Le lieu de naissance influence aussi fortement les difficultés. Pour les personnes nées en France résidant en Guyane, la part de celles ayant des difficultés fortes face à l’écrit est de 49 % pour celles qui n’ont pas le français en langue maternelle et de 15 % pour celles qui ont parlé le français à la maison dans leur enfance. Ces difficultés sont plus fréquentes parmi les personnes nées à l’étranger : 68 % pour celles qui n’ont pas le français en langue maternelle et 43 % pour celles qui ont parlé le français à la maison durant leur enfance.

Les difficultés en calcul se manifestent également différemment selon le lieu de naissance et la langue maternelle. En Guyane, 24 % des personnes nées en France ont des difficultés en calcul, contre 59 % des personnes nées à l’étranger. Parmi les personnes nées en France et n’ayant pas le français en langue maternelle, la part de celles ayant des difficultés en calcul est de 55 %. Tandis que la part de celles qui ont parlé le français à la maison sans que ce soit leur langue maternelle s’élève à 16 %. En Guyane, les difficultés en calcul sont également plus fréquentes pour les personnes nées à l’étranger. Elles s’élèvent en effet à 65 % des personnes qui n’ont pas le français en langue maternelle et 43 % pour celles qui l’ont parlé à la maison durant leur enfance.

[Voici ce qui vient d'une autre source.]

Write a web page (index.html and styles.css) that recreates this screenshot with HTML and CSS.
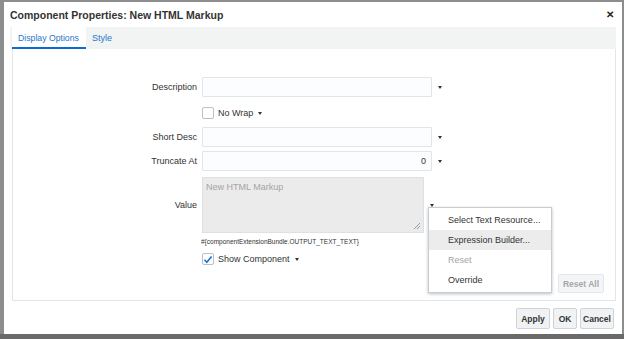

Figure 3Difficultés à l'écrit et en calcul selon les caractéristiques individuelles

(en %)
Difficultés à l'écrit et en calcul selon les caractéristiques individuelles ((en %)) - Lecture : 24 % des personnes scolarisées en France dès le début sont en difficulté face à l’écrit, 21 % ont des difficultés fortes ; 25 % ont des difficultés en calcul.
Caractéristiques des personnes Personnes en difficulté à l'écrit Dont difficultés fortes Personnes en difficulté en calcul
Le Français en langue maternelle
Oui 23 20 21
Non 64 63 62
Résidence en zone QPV*
Oui 54 51 52
Non 28 27 26
Pays de scolarisation
Scolarisé en France dès le début 24 21 25
Scolarisé en France en cours d'études 25 25 23
Scolarisé ailleurs qu’en France 72 70 64
Jamais scolarisé 93 92 88
Sexe
Femmes 43 41 45
Hommes 39 36 32
Âge
18 - 24 ans 31 30 34
25 - 34 ans 35 31 37
35 - 44 ans 41 40 42
45 - 54 ans 50 48 40
55 - 64 ans 51 51 43
Plus haut diplôme
Aucun diplôme, brevet des collèges 67 64 60
CAP, BEP ou équivalent 44 42 42
Baccalauréat (ou équivalent) ou plus 10 8 13
Plus haut diplôme des parents
Aucun diplôme, brevet des collèges 53 51 51
CAP, BEP ou équivalent 28 23 20
Baccalauréat (ou équivalent) ou plus 8 8 9
Ensemble 41 39 39
  • * QPV : Quartier prioritaire de la politique de la ville.
  • Note : Une personne est en difficulté à l'écrit quand elle a moins de 80 % de réussite dans au moins un des trois domaines de l'écrit ; en difficulté forte à l'écrit avec moins de 60 %. Elle est en difficulté en calcul quand elle a moins de 60 % de réussite en calcul.
  • Lecture : 24 % des personnes scolarisées en France dès le début sont en difficulté face à l’écrit, 21 % ont des difficultés fortes ; 25 % ont des difficultés en calcul.
  • Champ : Guyane routière, personnes âgées de 18 à 64 ans.
  • Source : Insee-ANLCI, module "compétences" de l'enquête sur la formation tout au long de la vie, 2022-2023.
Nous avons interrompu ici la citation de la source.